- _What is asked_
Skip every picture and transcribe the remaining material exactly.
╭──
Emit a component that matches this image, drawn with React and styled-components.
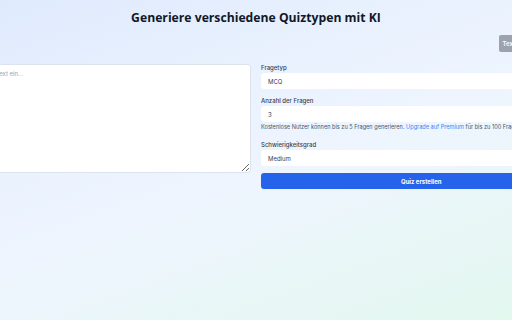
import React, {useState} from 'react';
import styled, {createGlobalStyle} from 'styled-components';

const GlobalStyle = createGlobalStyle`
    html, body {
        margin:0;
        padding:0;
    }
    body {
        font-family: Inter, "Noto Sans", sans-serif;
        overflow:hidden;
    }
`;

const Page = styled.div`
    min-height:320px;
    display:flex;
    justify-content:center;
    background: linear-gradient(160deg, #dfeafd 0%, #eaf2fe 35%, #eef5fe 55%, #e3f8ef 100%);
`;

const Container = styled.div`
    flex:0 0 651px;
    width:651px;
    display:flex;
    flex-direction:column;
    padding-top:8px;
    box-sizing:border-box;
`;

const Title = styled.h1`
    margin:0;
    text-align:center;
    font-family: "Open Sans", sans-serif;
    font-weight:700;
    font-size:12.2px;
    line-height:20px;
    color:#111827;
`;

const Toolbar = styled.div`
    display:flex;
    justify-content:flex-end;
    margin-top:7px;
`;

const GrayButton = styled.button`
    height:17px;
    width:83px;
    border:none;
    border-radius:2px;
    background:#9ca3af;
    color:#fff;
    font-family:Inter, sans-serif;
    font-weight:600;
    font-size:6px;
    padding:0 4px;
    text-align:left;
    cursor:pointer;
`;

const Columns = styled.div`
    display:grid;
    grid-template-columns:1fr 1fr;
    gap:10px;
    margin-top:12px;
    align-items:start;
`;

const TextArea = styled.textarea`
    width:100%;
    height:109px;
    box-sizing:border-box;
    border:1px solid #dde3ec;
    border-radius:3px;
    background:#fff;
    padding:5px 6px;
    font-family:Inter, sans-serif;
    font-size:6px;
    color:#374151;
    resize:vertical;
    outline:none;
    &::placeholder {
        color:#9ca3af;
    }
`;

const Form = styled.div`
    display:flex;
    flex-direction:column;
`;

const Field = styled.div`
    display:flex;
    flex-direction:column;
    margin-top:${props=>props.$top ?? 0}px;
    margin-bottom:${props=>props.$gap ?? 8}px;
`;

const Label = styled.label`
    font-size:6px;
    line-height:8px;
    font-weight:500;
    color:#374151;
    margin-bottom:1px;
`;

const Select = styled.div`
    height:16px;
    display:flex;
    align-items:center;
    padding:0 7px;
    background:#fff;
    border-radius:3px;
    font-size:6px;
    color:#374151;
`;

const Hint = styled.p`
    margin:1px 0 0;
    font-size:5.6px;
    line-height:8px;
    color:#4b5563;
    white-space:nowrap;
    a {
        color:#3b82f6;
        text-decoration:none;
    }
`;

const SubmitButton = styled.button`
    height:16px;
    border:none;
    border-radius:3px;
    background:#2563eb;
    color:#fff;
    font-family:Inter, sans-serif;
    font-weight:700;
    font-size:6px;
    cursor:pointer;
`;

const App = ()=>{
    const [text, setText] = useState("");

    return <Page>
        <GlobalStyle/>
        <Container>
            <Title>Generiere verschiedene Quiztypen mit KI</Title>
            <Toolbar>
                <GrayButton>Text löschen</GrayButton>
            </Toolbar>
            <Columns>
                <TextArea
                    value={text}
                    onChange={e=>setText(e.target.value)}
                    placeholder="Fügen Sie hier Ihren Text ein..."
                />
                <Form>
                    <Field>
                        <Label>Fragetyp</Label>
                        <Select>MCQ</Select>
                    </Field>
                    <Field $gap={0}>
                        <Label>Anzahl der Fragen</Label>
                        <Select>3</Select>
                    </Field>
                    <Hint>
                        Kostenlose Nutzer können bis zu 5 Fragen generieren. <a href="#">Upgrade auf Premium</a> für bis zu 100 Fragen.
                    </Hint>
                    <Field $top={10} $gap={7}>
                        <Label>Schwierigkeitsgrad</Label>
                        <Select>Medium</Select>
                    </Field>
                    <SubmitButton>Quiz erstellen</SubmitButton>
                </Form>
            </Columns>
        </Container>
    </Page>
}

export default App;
╰──
- _Exercise result_
Emit a component that matches this image, drawn with React and styled-components.
import React, {useState} from 'react';
import styled, {createGlobalStyle} from 'styled-components';

const GlobalStyle = createGlobalStyle`
    html, body {
        margin:0;
        padding:0;
    }
    body {
        font-family: Inter, "Noto Sans", sans-serif;
        overflow:hidden;
    }
`;

const Page = styled.div`
    min-height:320px;
    display:flex;
    justify-content:center;
    background: linear-gradient(160deg, #dfeafd 0%, #eaf2fe 35%, #eef5fe 55%, #e3f8ef 100%);
`;

const Container = styled.div`
    flex:0 0 651px;
    width:651px;
    display:flex;
    flex-direction:column;
    padding-top:8px;
    box-sizing:border-box;
`;

const Title = styled.h1`
    margin:0;
    text-align:center;
    font-family: "Open Sans", sans-serif;
    font-weight:700;
    font-size:12.2px;
    line-height:20px;
    color:#111827;
`;

const Toolbar = styled.div`
    display:flex;
    justify-content:flex-end;
    margin-top:7px;
`;

const GrayButton = styled.button`
    height:17px;
    width:83px;
    border:none;
    border-radius:2px;
    background:#9ca3af;
    color:#fff;
    font-family:Inter, sans-serif;
    font-weight:600;
    font-size:6px;
    padding:0 4px;
    text-align:left;
    cursor:pointer;
`;

const Columns = styled.div`
    display:grid;
    grid-template-columns:1fr 1fr;
    gap:10px;
    margin-top:12px;
    align-items:start;
`;

const TextArea = styled.textarea`
    width:100%;
    height:109px;
    box-sizing:border-box;
    border:1px solid #dde3ec;
    border-radius:3px;
    background:#fff;
    padding:5px 6px;
    font-family:Inter, sans-serif;
    font-size:6px;
    color:#374151;
    resize:vertical;
    outline:none;
    &::placeholder {
        color:#9ca3af;
    }
`;

const Form = styled.div`
    display:flex;
    flex-direction:column;
`;

const Field = styled.div`
    display:flex;
    flex-direction:column;
    margin-top:${props=>props.$top ?? 0}px;
    margin-bottom:${props=>props.$gap ?? 8}px;
`;

const Label = styled.label`
    font-size:6px;
    line-height:8px;
    font-weight:500;
    color:#374151;
    margin-bottom:1px;
`;

const Select = styled.div`
    height:16px;
    display:flex;
    align-items:center;
    padding:0 7px;
    background:#fff;
    border-radius:3px;
    font-size:6px;
    color:#374151;
`;

const Hint = styled.p`
    margin:1px 0 0;
    font-size:5.6px;
    line-height:8px;
    color:#4b5563;
    white-space:nowrap;
    a {
        color:#3b82f6;
        text-decoration:none;
    }
`;

const SubmitButton = styled.button`
    height:16px;
    border:none;
    border-radius:3px;
    background:#2563eb;
    color:#fff;
    font-family:Inter, sans-serif;
    font-weight:700;
    font-size:6px;
    cursor:pointer;
`;

const App = ()=>{
    const [text, setText] = useState("");

    return <Page>
        <GlobalStyle/>
        <Container>
            <Title>Generiere verschiedene Quiztypen mit KI</Title>
            <Toolbar>
                <GrayButton>Text löschen</GrayButton>
            </Toolbar>
            <Columns>
                <TextArea
                    value={text}
                    onChange={e=>setText(e.target.value)}
                    placeholder="Fügen Sie hier Ihren Text ein..."
                />
                <Form>
                    <Field>
                        <Label>Fragetyp</Label>
                        <Select>MCQ</Select>
                    </Field>
                    <Field $gap={0}>
                        <Label>Anzahl der Fragen</Label>
                        <Select>3</Select>
                    </Field>
                    <Hint>
                        Kostenlose Nutzer können bis zu 5 Fragen generieren. <a href="#">Upgrade auf Premium</a> für bis zu 100 Fragen.
                    </Hint>
                    <Field $top={10} $gap={7}>
                        <Label>Schwierigkeitsgrad</Label>
                        <Select>Medium</Select>
                    </Field>
                    <SubmitButton>Quiz erstellen</SubmitButton>
                </Form>
            </Columns>
        </Container>
    </Page>
}

export default App;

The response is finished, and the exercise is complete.